◆ Directive:
Pictures stay out of the copy; set down each line of the listing below exactly.

◆ Data section:
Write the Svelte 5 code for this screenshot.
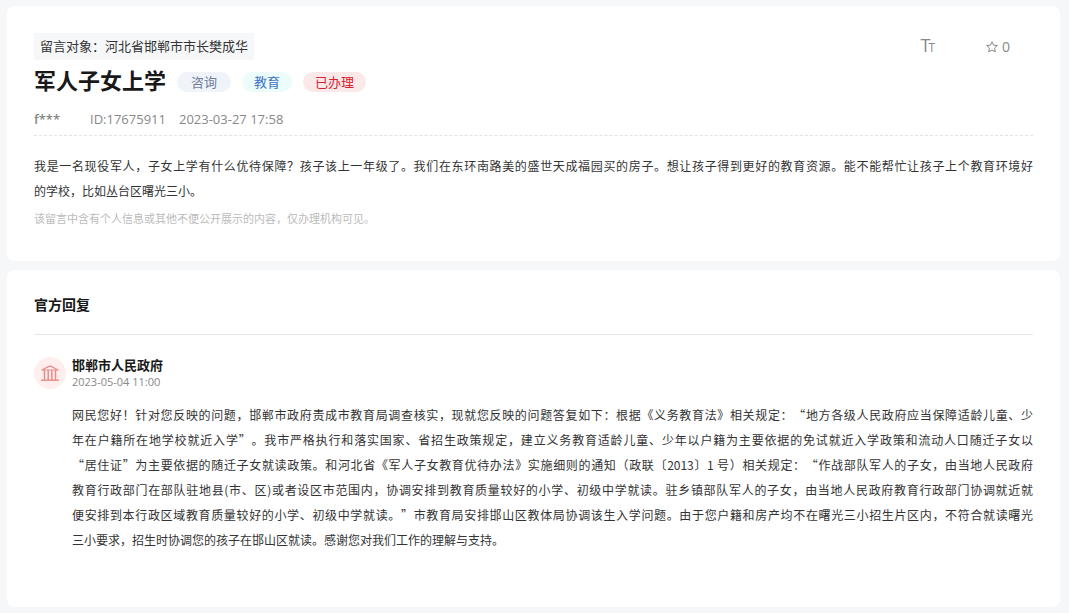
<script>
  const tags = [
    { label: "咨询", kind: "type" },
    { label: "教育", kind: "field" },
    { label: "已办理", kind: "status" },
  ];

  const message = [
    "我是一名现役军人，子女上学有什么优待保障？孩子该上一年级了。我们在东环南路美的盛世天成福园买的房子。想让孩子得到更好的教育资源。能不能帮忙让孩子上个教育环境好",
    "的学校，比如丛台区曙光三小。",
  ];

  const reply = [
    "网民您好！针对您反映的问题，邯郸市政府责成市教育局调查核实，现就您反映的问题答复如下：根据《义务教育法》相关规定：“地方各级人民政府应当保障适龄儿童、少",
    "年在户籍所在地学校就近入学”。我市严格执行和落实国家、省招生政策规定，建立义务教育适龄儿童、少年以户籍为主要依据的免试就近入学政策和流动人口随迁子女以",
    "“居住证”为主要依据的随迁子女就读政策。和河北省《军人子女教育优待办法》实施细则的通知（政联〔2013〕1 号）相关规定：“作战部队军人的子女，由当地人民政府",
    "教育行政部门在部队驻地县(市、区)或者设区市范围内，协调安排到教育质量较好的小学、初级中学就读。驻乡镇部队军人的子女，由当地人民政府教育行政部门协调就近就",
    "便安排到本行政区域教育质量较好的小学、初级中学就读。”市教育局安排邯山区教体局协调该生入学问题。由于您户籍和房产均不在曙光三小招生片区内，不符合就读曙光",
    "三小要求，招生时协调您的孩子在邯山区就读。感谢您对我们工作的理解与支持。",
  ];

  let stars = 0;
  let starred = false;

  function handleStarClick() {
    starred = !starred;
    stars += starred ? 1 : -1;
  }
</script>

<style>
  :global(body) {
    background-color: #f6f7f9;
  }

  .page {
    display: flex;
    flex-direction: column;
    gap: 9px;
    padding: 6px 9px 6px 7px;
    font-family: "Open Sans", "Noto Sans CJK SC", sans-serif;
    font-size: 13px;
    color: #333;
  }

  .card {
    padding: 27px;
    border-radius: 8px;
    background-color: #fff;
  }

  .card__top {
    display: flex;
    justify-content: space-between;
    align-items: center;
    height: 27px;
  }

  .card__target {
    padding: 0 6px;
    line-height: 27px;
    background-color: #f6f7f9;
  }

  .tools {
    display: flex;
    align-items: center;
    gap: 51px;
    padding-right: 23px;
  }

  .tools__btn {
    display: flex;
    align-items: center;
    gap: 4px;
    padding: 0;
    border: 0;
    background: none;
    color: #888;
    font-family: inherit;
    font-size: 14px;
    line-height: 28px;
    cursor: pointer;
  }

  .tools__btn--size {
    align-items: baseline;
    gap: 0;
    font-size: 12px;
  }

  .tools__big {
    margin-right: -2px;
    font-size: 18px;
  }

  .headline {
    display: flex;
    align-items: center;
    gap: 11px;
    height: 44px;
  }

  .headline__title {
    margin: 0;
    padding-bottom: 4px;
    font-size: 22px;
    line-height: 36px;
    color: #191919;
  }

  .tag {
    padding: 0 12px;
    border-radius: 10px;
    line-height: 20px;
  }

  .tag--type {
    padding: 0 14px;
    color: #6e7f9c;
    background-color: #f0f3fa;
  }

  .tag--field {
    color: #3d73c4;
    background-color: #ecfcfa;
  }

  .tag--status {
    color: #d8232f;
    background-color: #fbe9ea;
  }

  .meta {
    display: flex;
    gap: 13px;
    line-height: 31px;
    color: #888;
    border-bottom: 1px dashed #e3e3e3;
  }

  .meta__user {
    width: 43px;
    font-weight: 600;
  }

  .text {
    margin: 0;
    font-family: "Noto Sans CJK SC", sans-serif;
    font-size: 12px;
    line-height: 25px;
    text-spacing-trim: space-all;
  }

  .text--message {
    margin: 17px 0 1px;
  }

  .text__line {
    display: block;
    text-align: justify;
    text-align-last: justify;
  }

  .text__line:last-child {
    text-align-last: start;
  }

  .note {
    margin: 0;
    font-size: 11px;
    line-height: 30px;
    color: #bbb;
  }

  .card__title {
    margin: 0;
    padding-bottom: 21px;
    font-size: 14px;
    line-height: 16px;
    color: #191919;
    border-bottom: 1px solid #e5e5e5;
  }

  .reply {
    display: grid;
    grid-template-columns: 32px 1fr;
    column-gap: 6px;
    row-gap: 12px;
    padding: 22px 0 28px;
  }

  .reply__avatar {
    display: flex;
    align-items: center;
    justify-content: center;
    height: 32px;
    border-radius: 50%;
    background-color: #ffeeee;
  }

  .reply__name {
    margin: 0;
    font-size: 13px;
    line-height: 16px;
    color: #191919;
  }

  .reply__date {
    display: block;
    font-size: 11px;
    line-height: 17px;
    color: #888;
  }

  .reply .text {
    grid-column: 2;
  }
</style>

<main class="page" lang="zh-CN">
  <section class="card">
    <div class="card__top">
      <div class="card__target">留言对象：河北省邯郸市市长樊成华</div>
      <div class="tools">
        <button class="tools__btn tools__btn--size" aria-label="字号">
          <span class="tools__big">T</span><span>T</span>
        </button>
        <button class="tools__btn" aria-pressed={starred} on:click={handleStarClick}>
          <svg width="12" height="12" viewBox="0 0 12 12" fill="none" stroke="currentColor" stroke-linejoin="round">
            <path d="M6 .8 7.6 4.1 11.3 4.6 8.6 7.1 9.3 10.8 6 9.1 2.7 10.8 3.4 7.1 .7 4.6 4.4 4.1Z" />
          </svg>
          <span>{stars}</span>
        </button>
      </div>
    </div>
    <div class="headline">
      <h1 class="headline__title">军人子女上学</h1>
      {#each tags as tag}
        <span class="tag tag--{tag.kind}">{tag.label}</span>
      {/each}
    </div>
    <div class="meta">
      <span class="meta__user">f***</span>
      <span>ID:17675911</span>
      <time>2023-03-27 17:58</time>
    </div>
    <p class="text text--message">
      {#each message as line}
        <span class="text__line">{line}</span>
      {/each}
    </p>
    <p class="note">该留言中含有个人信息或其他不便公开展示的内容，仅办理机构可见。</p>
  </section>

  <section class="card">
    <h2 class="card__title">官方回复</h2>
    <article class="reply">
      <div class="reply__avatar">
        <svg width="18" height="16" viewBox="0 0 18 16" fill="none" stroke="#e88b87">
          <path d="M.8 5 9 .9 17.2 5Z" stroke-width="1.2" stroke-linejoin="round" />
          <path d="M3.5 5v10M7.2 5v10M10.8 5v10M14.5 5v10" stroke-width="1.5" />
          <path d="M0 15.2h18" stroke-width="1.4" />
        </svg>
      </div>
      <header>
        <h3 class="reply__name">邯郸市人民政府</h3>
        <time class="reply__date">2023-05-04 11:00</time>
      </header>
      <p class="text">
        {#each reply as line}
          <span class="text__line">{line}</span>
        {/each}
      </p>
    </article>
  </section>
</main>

◆ Response to this exercise:
Write the Svelte 5 code for this screenshot.
<script>
  const tags = [
    { label: "咨询", kind: "type" },
    { label: "教育", kind: "field" },
    { label: "已办理", kind: "status" },
  ];

  const message = [
    "我是一名现役军人，子女上学有什么优待保障？孩子该上一年级了。我们在东环南路美的盛世天成福园买的房子。想让孩子得到更好的教育资源。能不能帮忙让孩子上个教育环境好",
    "的学校，比如丛台区曙光三小。",
  ];

  const reply = [
    "网民您好！针对您反映的问题，邯郸市政府责成市教育局调查核实，现就您反映的问题答复如下：根据《义务教育法》相关规定：“地方各级人民政府应当保障适龄儿童、少",
    "年在户籍所在地学校就近入学”。我市严格执行和落实国家、省招生政策规定，建立义务教育适龄儿童、少年以户籍为主要依据的免试就近入学政策和流动人口随迁子女以",
    "“居住证”为主要依据的随迁子女就读政策。和河北省《军人子女教育优待办法》实施细则的通知（政联〔2013〕1 号）相关规定：“作战部队军人的子女，由当地人民政府",
    "教育行政部门在部队驻地县(市、区)或者设区市范围内，协调安排到教育质量较好的小学、初级中学就读。驻乡镇部队军人的子女，由当地人民政府教育行政部门协调就近就",
    "便安排到本行政区域教育质量较好的小学、初级中学就读。”市教育局安排邯山区教体局协调该生入学问题。由于您户籍和房产均不在曙光三小招生片区内，不符合就读曙光",
    "三小要求，招生时协调您的孩子在邯山区就读。感谢您对我们工作的理解与支持。",
  ];

  let stars = 0;
  let starred = false;

  function handleStarClick() {
    starred = !starred;
    stars += starred ? 1 : -1;
  }
</script>

<style>
  :global(body) {
    background-color: #f6f7f9;
  }

  .page {
    display: flex;
    flex-direction: column;
    gap: 9px;
    padding: 6px 9px 6px 7px;
    font-family: "Open Sans", "Noto Sans CJK SC", sans-serif;
    font-size: 13px;
    color: #333;
  }

  .card {
    padding: 27px;
    border-radius: 8px;
    background-color: #fff;
  }

  .card__top {
    display: flex;
    justify-content: space-between;
    align-items: center;
    height: 27px;
  }

  .card__target {
    padding: 0 6px;
    line-height: 27px;
    background-color: #f6f7f9;
  }

  .tools {
    display: flex;
    align-items: center;
    gap: 51px;
    padding-right: 23px;
  }

  .tools__btn {
    display: flex;
    align-items: center;
    gap: 4px;
    padding: 0;
    border: 0;
    background: none;
    color: #888;
    font-family: inherit;
    font-size: 14px;
    line-height: 28px;
    cursor: pointer;
  }

  .tools__btn--size {
    align-items: baseline;
    gap: 0;
    font-size: 12px;
  }

  .tools__big {
    margin-right: -2px;
    font-size: 18px;
  }

  .headline {
    display: flex;
    align-items: center;
    gap: 11px;
    height: 44px;
  }

  .headline__title {
    margin: 0;
    padding-bottom: 4px;
    font-size: 22px;
    line-height: 36px;
    color: #191919;
  }

  .tag {
    padding: 0 12px;
    border-radius: 10px;
    line-height: 20px;
  }

  .tag--type {
    padding: 0 14px;
    color: #6e7f9c;
    background-color: #f0f3fa;
  }

  .tag--field {
    color: #3d73c4;
    background-color: #ecfcfa;
  }

  .tag--status {
    color: #d8232f;
    background-color: #fbe9ea;
  }

  .meta {
    display: flex;
    gap: 13px;
    line-height: 31px;
    color: #888;
    border-bottom: 1px dashed #e3e3e3;
  }

  .meta__user {
    width: 43px;
    font-weight: 600;
  }

  .text {
    margin: 0;
    font-family: "Noto Sans CJK SC", sans-serif;
    font-size: 12px;
    line-height: 25px;
    text-spacing-trim: space-all;
  }

  .text--message {
    margin: 17px 0 1px;
  }

  .text__line {
    display: block;
    text-align: justify;
    text-align-last: justify;
  }

  .text__line:last-child {
    text-align-last: start;
  }

  .note {
    margin: 0;
    font-size: 11px;
    line-height: 30px;
    color: #bbb;
  }

  .card__title {
    margin: 0;
    padding-bottom: 21px;
    font-size: 14px;
    line-height: 16px;
    color: #191919;
    border-bottom: 1px solid #e5e5e5;
  }

  .reply {
    display: grid;
    grid-template-columns: 32px 1fr;
    column-gap: 6px;
    row-gap: 12px;
    padding: 22px 0 28px;
  }

  .reply__avatar {
    display: flex;
    align-items: center;
    justify-content: center;
    height: 32px;
    border-radius: 50%;
    background-color: #ffeeee;
  }

  .reply__name {
    margin: 0;
    font-size: 13px;
    line-height: 16px;
    color: #191919;
  }

  .reply__date {
    display: block;
    font-size: 11px;
    line-height: 17px;
    color: #888;
  }

  .reply .text {
    grid-column: 2;
  }
</style>

<main class="page" lang="zh-CN">
  <section class="card">
    <div class="card__top">
      <div class="card__target">留言对象：河北省邯郸市市长樊成华</div>
      <div class="tools">
        <button class="tools__btn tools__btn--size" aria-label="字号">
          <span class="tools__big">T</span><span>T</span>
        </button>
        <button class="tools__btn" aria-pressed={starred} on:click={handleStarClick}>
          <svg width="12" height="12" viewBox="0 0 12 12" fill="none" stroke="currentColor" stroke-linejoin="round">
            <path d="M6 .8 7.6 4.1 11.3 4.6 8.6 7.1 9.3 10.8 6 9.1 2.7 10.8 3.4 7.1 .7 4.6 4.4 4.1Z" />
          </svg>
          <span>{stars}</span>
        </button>
      </div>
    </div>
    <div class="headline">
      <h1 class="headline__title">军人子女上学</h1>
      {#each tags as tag}
        <span class="tag tag--{tag.kind}">{tag.label}</span>
      {/each}
    </div>
    <div class="meta">
      <span class="meta__user">f***</span>
      <span>ID:17675911</span>
      <time>2023-03-27 17:58</time>
    </div>
    <p class="text text--message">
      {#each message as line}
        <span class="text__line">{line}</span>
      {/each}
    </p>
    <p class="note">该留言中含有个人信息或其他不便公开展示的内容，仅办理机构可见。</p>
  </section>

  <section class="card">
    <h2 class="card__title">官方回复</h2>
    <article class="reply">
      <div class="reply__avatar">
        <svg width="18" height="16" viewBox="0 0 18 16" fill="none" stroke="#e88b87">
          <path d="M.8 5 9 .9 17.2 5Z" stroke-width="1.2" stroke-linejoin="round" />
          <path d="M3.5 5v10M7.2 5v10M10.8 5v10M14.5 5v10" stroke-width="1.5" />
          <path d="M0 15.2h18" stroke-width="1.4" />
        </svg>
      </div>
      <header>
        <h3 class="reply__name">邯郸市人民政府</h3>
        <time class="reply__date">2023-05-04 11:00</time>
      </header>
      <p class="text">
        {#each reply as line}
          <span class="text__line">{line}</span>
        {/each}
      </p>
    </article>
  </section>
</main>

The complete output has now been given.